■ **EXERCISE DESCRIPTION**: Gather all lines containing the string "index" and copy them out.

* START *

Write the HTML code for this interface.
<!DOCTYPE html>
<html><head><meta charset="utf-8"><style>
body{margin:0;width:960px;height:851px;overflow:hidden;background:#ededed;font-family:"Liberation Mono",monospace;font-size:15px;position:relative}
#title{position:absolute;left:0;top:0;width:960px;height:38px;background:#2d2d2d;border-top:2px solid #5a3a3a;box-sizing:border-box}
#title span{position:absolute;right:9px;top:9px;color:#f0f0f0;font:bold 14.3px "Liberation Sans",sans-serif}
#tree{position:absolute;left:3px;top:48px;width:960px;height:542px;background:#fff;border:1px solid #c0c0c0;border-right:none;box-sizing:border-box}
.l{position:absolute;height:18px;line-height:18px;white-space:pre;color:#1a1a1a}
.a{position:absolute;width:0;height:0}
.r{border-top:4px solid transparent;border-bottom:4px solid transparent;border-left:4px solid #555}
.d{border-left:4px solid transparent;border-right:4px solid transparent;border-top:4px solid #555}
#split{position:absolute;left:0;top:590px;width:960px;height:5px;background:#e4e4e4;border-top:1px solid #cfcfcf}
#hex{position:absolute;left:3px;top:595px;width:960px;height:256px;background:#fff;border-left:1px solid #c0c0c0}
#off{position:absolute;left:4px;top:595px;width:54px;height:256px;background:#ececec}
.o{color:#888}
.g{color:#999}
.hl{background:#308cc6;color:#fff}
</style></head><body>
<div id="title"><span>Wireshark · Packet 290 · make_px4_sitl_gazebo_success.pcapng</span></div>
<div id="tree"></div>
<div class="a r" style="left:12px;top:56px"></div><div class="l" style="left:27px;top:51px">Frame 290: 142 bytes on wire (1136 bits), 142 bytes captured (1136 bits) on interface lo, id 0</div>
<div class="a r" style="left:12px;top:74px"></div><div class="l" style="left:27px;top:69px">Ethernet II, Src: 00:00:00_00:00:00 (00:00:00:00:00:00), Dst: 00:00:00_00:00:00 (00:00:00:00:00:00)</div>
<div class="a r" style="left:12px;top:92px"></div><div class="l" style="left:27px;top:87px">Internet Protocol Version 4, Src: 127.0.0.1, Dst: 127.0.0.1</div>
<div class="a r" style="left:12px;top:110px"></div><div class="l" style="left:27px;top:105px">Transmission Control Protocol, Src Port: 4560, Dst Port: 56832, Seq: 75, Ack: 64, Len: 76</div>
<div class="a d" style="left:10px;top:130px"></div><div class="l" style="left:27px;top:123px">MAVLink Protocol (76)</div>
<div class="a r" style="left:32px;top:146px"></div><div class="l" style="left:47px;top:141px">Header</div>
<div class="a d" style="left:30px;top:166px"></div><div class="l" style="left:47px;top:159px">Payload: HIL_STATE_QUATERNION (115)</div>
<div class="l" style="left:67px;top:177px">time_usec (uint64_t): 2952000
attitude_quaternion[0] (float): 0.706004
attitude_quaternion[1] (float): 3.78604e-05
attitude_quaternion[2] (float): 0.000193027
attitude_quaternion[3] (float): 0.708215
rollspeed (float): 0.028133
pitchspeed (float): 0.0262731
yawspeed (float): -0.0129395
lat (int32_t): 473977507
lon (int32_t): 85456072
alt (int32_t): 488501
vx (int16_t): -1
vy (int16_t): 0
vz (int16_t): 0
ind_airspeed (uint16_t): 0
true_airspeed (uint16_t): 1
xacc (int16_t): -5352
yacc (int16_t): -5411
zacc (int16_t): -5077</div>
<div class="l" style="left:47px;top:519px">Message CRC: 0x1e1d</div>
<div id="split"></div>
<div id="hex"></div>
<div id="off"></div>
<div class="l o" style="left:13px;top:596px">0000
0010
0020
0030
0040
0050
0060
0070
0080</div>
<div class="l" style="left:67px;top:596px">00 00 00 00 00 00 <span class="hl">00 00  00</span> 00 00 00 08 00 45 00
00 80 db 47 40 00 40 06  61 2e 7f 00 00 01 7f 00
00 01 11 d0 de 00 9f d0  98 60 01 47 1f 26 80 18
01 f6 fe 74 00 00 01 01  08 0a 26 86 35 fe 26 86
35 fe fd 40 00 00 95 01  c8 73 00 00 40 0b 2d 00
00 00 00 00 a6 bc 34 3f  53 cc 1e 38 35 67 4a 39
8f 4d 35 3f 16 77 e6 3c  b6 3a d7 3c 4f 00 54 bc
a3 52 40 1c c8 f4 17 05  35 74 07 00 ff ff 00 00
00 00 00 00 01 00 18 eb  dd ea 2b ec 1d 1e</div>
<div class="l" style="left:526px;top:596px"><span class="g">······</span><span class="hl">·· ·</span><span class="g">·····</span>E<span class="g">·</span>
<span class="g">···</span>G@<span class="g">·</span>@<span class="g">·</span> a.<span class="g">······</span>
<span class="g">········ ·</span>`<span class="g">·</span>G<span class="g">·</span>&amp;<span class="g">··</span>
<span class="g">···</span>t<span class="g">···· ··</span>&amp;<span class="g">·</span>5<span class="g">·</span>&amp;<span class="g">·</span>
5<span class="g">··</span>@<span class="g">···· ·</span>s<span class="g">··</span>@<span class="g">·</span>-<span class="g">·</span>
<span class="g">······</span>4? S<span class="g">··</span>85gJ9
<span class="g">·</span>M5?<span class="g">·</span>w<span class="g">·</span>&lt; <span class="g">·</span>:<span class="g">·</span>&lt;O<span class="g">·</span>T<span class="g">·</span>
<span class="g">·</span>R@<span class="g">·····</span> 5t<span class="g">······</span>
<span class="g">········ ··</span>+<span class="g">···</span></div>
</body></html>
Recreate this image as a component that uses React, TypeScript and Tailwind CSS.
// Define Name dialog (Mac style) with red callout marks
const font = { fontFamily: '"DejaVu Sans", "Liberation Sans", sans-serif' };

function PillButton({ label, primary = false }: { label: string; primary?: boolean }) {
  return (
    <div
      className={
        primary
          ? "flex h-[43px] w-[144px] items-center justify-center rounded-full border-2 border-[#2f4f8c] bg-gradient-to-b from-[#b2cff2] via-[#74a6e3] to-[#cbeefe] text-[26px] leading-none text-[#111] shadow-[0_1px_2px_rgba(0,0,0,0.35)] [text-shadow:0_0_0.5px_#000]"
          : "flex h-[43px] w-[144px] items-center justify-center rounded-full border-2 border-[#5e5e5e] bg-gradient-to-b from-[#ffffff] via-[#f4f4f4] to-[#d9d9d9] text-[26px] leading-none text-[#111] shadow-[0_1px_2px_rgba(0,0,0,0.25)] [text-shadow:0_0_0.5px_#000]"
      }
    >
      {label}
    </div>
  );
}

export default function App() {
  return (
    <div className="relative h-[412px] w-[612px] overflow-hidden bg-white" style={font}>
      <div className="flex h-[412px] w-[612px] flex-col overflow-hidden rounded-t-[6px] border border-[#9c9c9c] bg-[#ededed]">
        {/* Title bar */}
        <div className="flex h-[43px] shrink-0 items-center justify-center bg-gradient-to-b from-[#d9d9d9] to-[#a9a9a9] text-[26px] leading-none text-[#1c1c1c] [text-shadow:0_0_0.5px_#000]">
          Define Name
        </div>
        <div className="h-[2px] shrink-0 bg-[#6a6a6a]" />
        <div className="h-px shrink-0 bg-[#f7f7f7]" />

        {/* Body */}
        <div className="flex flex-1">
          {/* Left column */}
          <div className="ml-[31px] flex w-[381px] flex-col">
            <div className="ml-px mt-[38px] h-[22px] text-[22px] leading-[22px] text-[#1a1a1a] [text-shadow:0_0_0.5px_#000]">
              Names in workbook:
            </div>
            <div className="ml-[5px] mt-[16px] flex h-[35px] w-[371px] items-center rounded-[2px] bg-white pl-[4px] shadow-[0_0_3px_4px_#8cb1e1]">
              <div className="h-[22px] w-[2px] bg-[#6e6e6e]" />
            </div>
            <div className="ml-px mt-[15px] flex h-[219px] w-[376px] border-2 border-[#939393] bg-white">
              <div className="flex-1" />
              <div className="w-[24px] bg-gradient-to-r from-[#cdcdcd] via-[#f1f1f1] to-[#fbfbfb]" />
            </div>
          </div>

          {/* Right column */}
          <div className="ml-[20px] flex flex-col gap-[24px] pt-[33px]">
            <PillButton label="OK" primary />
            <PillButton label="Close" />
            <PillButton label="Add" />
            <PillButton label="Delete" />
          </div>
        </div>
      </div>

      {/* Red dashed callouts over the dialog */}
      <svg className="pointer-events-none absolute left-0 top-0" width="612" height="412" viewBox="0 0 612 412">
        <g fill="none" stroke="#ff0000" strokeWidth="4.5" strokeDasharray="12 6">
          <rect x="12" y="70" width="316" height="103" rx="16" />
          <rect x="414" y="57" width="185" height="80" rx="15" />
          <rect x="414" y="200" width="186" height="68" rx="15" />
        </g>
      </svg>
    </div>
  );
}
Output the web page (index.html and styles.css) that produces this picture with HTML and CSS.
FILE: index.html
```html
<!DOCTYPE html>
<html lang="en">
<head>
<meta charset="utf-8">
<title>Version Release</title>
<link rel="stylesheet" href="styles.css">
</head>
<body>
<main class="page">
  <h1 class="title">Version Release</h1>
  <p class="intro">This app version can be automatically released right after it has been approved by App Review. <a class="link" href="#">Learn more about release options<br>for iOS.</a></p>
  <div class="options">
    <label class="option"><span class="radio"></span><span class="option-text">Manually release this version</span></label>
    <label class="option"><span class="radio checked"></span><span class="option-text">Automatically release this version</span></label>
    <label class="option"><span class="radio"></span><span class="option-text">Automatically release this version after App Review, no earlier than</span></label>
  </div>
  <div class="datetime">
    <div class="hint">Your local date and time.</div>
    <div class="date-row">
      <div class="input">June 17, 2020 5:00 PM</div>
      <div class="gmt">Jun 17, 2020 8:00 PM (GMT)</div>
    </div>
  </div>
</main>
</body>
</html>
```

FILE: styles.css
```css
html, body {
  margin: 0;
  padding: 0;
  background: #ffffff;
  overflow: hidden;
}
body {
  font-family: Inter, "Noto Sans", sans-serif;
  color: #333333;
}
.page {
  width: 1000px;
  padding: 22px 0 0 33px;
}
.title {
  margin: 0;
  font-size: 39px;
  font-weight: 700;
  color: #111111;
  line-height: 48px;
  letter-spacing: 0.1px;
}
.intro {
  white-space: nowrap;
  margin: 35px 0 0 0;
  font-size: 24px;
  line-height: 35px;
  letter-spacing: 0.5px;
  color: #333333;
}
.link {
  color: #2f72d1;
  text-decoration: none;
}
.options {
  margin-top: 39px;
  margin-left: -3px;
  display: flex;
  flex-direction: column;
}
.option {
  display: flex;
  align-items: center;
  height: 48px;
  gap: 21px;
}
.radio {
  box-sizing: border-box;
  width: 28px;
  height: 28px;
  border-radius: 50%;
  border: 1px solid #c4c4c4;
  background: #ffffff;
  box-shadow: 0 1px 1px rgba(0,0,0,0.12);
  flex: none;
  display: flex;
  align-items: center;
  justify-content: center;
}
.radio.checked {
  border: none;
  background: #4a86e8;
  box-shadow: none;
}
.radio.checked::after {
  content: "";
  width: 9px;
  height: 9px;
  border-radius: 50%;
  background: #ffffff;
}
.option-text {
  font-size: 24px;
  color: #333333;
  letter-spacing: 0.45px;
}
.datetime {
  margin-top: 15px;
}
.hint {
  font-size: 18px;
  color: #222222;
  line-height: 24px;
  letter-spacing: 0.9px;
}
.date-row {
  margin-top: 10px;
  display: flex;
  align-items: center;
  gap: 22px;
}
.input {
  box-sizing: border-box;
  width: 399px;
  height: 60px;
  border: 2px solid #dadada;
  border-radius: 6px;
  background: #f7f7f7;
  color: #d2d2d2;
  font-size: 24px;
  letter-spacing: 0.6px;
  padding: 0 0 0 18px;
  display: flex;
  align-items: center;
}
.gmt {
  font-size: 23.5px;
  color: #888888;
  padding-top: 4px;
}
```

* END *

■ **WRITTEN RESPONSE**:
Output the web page (index.html and styles.css) that produces this picture with HTML and CSS.
FILE: index.html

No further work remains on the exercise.